### INFORMATION PROVIDED
——
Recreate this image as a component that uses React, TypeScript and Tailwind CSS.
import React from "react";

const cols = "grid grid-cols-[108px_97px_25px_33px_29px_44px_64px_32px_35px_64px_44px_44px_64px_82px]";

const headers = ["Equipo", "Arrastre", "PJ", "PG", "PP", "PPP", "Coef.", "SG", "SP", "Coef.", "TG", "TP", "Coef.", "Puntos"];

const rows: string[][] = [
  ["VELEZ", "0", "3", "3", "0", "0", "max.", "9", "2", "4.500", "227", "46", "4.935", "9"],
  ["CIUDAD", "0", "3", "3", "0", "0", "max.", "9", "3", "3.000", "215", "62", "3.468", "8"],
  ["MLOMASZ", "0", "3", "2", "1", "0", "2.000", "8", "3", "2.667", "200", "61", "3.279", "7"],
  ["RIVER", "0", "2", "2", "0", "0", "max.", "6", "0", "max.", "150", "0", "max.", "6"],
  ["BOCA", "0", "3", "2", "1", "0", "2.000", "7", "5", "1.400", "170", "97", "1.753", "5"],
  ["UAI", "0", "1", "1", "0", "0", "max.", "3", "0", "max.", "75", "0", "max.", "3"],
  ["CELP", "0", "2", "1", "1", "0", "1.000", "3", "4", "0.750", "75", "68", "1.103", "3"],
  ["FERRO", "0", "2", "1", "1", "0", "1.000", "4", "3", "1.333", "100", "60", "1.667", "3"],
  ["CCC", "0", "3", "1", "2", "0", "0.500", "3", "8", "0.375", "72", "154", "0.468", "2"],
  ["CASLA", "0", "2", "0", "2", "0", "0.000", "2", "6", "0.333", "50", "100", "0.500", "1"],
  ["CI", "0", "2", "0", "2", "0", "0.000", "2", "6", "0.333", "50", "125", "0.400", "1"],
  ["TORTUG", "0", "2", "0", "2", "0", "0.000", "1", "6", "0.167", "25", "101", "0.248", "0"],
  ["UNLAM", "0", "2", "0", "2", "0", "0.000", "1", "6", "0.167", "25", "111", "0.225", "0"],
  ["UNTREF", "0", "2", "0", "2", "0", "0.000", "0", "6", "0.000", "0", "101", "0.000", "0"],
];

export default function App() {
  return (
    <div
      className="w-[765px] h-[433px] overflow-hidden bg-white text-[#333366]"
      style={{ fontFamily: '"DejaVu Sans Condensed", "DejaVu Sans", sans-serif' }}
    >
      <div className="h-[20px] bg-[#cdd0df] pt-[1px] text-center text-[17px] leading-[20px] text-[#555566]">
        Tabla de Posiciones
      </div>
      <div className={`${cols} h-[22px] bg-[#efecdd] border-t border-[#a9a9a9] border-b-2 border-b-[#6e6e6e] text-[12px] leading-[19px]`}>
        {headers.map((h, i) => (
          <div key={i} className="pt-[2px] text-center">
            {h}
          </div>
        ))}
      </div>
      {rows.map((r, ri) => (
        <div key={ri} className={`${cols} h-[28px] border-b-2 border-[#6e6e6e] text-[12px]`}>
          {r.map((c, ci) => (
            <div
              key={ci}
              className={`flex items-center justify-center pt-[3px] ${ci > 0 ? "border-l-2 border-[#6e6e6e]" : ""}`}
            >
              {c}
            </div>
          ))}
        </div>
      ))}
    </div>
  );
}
——
Each line in the material above must be retyped without alteration.

Recreate this image as a component that uses React, TypeScript and Tailwind CSS.
import React from "react";

const cols = "grid grid-cols-[108px_97px_25px_33px_29px_44px_64px_32px_35px_64px_44px_44px_64px_82px]";

const headers = ["Equipo", "Arrastre", "PJ", "PG", "PP", "PPP", "Coef.", "SG", "SP", "Coef.", "TG", "TP", "Coef.", "Puntos"];

const rows: string[][] = [
  ["VELEZ", "0", "3", "3", "0", "0", "max.", "9", "2", "4.500", "227", "46", "4.935", "9"],
  ["CIUDAD", "0", "3", "3", "0", "0", "max.", "9", "3", "3.000", "215", "62", "3.468", "8"],
  ["MLOMASZ", "0", "3", "2", "1", "0", "2.000", "8", "3", "2.667", "200", "61", "3.279", "7"],
  ["RIVER", "0", "2", "2", "0", "0", "max.", "6", "0", "max.", "150", "0", "max.", "6"],
  ["BOCA", "0", "3", "2", "1", "0", "2.000", "7", "5", "1.400", "170", "97", "1.753", "5"],
  ["UAI", "0", "1", "1", "0", "0", "max.", "3", "0", "max.", "75", "0", "max.", "3"],
  ["CELP", "0", "2", "1", "1", "0", "1.000", "3", "4", "0.750", "75", "68", "1.103", "3"],
  ["FERRO", "0", "2", "1", "1", "0", "1.000", "4", "3", "1.333", "100", "60", "1.667", "3"],
  ["CCC", "0", "3", "1", "2", "0", "0.500", "3", "8", "0.375", "72", "154", "0.468", "2"],
  ["CASLA", "0", "2", "0", "2", "0", "0.000", "2", "6", "0.333", "50", "100", "0.500", "1"],
  ["CI", "0", "2", "0", "2", "0", "0.000", "2", "6", "0.333", "50", "125", "0.400", "1"],
  ["TORTUG", "0", "2", "0", "2", "0", "0.000", "1", "6", "0.167", "25", "101", "0.248", "0"],
  ["UNLAM", "0", "2", "0", "2", "0", "0.000", "1", "6", "0.167", "25", "111", "0.225", "0"],
  ["UNTREF", "0", "2", "0", "2", "0", "0.000", "0", "6", "0.000", "0", "101", "0.000", "0"],
];

export default function App() {
  return (
    <div
      className="w-[765px] h-[433px] overflow-hidden bg-white text-[#333366]"
      style={{ fontFamily: '"DejaVu Sans Condensed", "DejaVu Sans", sans-serif' }}
    >
      <div className="h-[20px] bg-[#cdd0df] pt-[1px] text-center text-[17px] leading-[20px] text-[#555566]">
        Tabla de Posiciones
      </div>
      <div className={`${cols} h-[22px] bg-[#efecdd] border-t border-[#a9a9a9] border-b-2 border-b-[#6e6e6e] text-[12px] leading-[19px]`}>
        {headers.map((h, i) => (
          <div key={i} className="pt-[2px] text-center">
            {h}
          </div>
        ))}
      </div>
      {rows.map((r, ri) => (
        <div key={ri} className={`${cols} h-[28px] border-b-2 border-[#6e6e6e] text-[12px]`}>
          {r.map((c, ci) => (
            <div
              key={ci}
              className={`flex items-center justify-center pt-[3px] ${ci > 0 ? "border-l-2 border-[#6e6e6e]" : ""}`}
            >
              {c}
            </div>
          ))}
        </div>
      ))}
    </div>
  );
}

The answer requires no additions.